DStv, GOtv Show Steady Growth as Kenya’s Pay-TV Market Expands, says CA Report
By Editorial Team
Kenya’s pay-TV market posted strong growth in the first quarter of the 2025/26 financial year, with MultiChoice brands DStv and GOtv recording some of the most notable subscriber gains, according to new data from the Communications Authority of Kenya (CA).
The latest Sector Statistics Report shows that total broadcasting subscriptions rose by 13.7 percent to 1.68 million users by September 2025, up from 1.47 million the previous quarter. This growth was fuelled by aggressive customer acquisition, affordable decoder availability, and heightened competition among broadcasters targeting Kenya’s increasingly digital-first households.
In the Digital Terrestrial Television (DTT) segment, GOtv led market growth, adding more than 129,000 new customers to close the quarter at 444,007 subscriptions, representing a strong 41.2 percent jump from June.

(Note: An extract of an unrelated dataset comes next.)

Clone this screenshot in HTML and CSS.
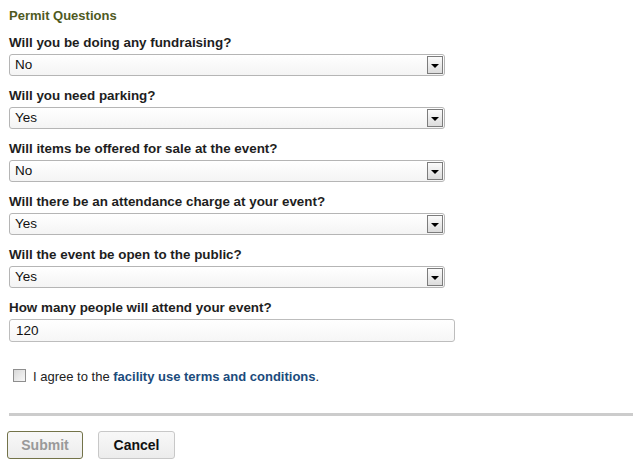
FILE: index.html
```html
<!DOCTYPE html>
<html>
<head>
<meta charset="utf-8">
<link rel="stylesheet" href="styles.css">
</head>
<body>
<div class="page">
  <h2 class="heading">Permit Questions</h2>
  <div class="fields">
    <div class="field">
      <div class="label">Will you be doing any fundraising?</div>
      <div class="select"><span class="value">No</span><span class="btn"><span class="tri"></span></span></div>
    </div>
    <div class="field">
      <div class="label">Will you need parking?</div>
      <div class="select"><span class="value">Yes</span><span class="btn"><span class="tri"></span></span></div>
    </div>
    <div class="field">
      <div class="label">Will items be offered for sale at the event?</div>
      <div class="select"><span class="value">No</span><span class="btn"><span class="tri"></span></span></div>
    </div>
    <div class="field">
      <div class="label">Will there be an attendance charge at your event?</div>
      <div class="select"><span class="value">Yes</span><span class="btn"><span class="tri"></span></span></div>
    </div>
    <div class="field">
      <div class="label">Will the event be open to the public?</div>
      <div class="select"><span class="value">Yes</span><span class="btn"><span class="tri"></span></span></div>
    </div>
    <div class="field">
      <div class="label">How many people will attend your event?</div>
      <div class="text-input">120</div>
    </div>
  </div>
  <div class="agree">
    <span class="checkbox"></span>
    <span class="agree-text">I agree to the <a class="link">facility use terms and conditions</a>.</span>
  </div>
  <div class="rule"></div>
  <div class="actions">
    <button class="button submit">Submit</button>
    <button class="button cancel">Cancel</button>
  </div>
</div>
</body>
</html>
```
FILE: styles.css
```css
html, body {
  margin: 0;
  padding: 0;
  background: #ffffff;
}
body {
  font-family: "Liberation Sans", Arial, sans-serif;
  font-size: 13px;
  color: #1e1e1e;
}
.page {
  padding: 8px 0 0 9px;
  width: 624px;
}
.heading {
  margin: 0;
  font-size: 13px;
  line-height: 16px;
  font-weight: bold;
  color: #4f5a1f;
}
.fields {
  margin-top: 11px;
  display: flex;
  flex-direction: column;
  gap: 12px;
}
.field {
  display: flex;
  flex-direction: column;
  gap: 3px;
}
.label {
  font-weight: bold;
  font-size: 13.4px;
  line-height: 16px;
  color: #1e1e1e;
}
.select {
  width: 436px;
  height: 22px;
  box-sizing: border-box;
  border: 1px solid #b5b5b5;
  border-radius: 3px;
  background: linear-gradient(#ffffff, #f4f4f4);
  display: flex;
  align-items: center;
  padding: 0 1px 0 5px;
}
.value {
  flex: 1;
  font-size: 13.5px;
  line-height: 16px;
  color: #111;
  margin-top: -1px;
}
.btn {
  width: 16px;
  height: 18px;
  box-sizing: border-box;
  border: 1px solid #7c7c7c;
  background: linear-gradient(#fbfbfb, #dcdcdc);
  display: flex;
  align-items: center;
  justify-content: center;
}
.tri {
  width: 0;
  height: 0;
  border-left: 4px solid transparent;
  border-right: 4px solid transparent;
  border-top: 4px solid #000;
  margin-top: 1px;
}
.text-input {
  width: 446px;
  height: 23px;
  box-sizing: border-box;
  border: 1px solid #bdbdbd;
  border-radius: 3px;
  background: linear-gradient(#ffffff, #f6f6f6);
  padding: 0 6px;
  font-size: 13.5px;
  line-height: 21px;
  color: #111;
}
.agree {
  margin-top: 27px;
  display: flex;
  align-items: center;
  gap: 7px;
  padding-left: 4px;
  height: 16px;
}
.checkbox {
  width: 13px;
  height: 13px;
  box-sizing: border-box;
  border: 1px solid #8e8e8e;
  background: linear-gradient(135deg, #d8d8d8, #f8f8f8);
  margin-top: -3px;
}
.agree-text {
  line-height: 16px;
  color: #222;
}
.link {
  color: #1b4b7c;
  font-weight: bold;
  text-decoration: none;
}
.rule {
  margin-top: 28px;
  height: 3px;
  background: #cccccc;
  width: 624px;
}
.actions {
  margin-top: 15px;
  margin-left: -2px;
  display: flex;
  gap: 15px;
}
.button {
  font-family: "Liberation Sans", Arial, sans-serif;
  font-size: 14px;
  font-weight: bold;
  height: 28px;
  width: 76px;
  border-radius: 3px;
  padding: 0;
  background: linear-gradient(#f8f8f8, #ececec);
}
.submit {
  border: 1px solid #737349;
  color: #999999;
}
.cancel {
  border: 1px solid #c8c8c8;
  color: #111;
  width: 77px;
}
```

This momentum continues to be driven by localized content, flexible packages, and widespread access to cost-effective set-top boxes.
The Direct-to-Home (DTH) segment also registered impressive performance, growing by 13.9 percent to 686,604 users. DStv delivered the standout results, recording a 43.0 percent surge to 270,017 subscribers, up from 188,824 in the previous quarter. Analysts attribute this to expanded satellite reach, popular sports and entertainment content, and bundled value offerings that appeal to diverse household needs.
The CA report highlights that the overall growth in DTT and DTH is underpinned by broader improvements in Kenya’s digital ecosystem — including rising smartphone penetration, improved internet bandwidth, and the increased use of mobile money for subscription payments — all of which have made pay-TV services more convenient and accessible.
Industry experts say Kenya’s broadcasting future is shifting toward hybrid consumption, where traditional TV services coexist with online streaming. The uptake of smart TVs, faster internet, and affordable mobile devices has enabled consumers to access content anytime, anywhere.
Broadcasters are also increasing investments in local content production, a trend that continues to deepen audience loyalty. Homegrown drama series, documentaries, reality shows, and sports programming are now major subscription drivers as viewers demand culturally resonant storytelling.
The sector’s expansion is also drawing interest from advertisers, who are capitalizing on digital penetration to run more targeted and interactive campaigns. This shift is expected to unlock new revenue streams and reshape how brands engage audiences across both linear and digital platforms.
As the market moves into the next quarter, analysts will be watching how broadcasters balance strong customer acquisition with retention in a competitive landscape where streaming platforms continue to battle for viewer attention and household subscription budgets.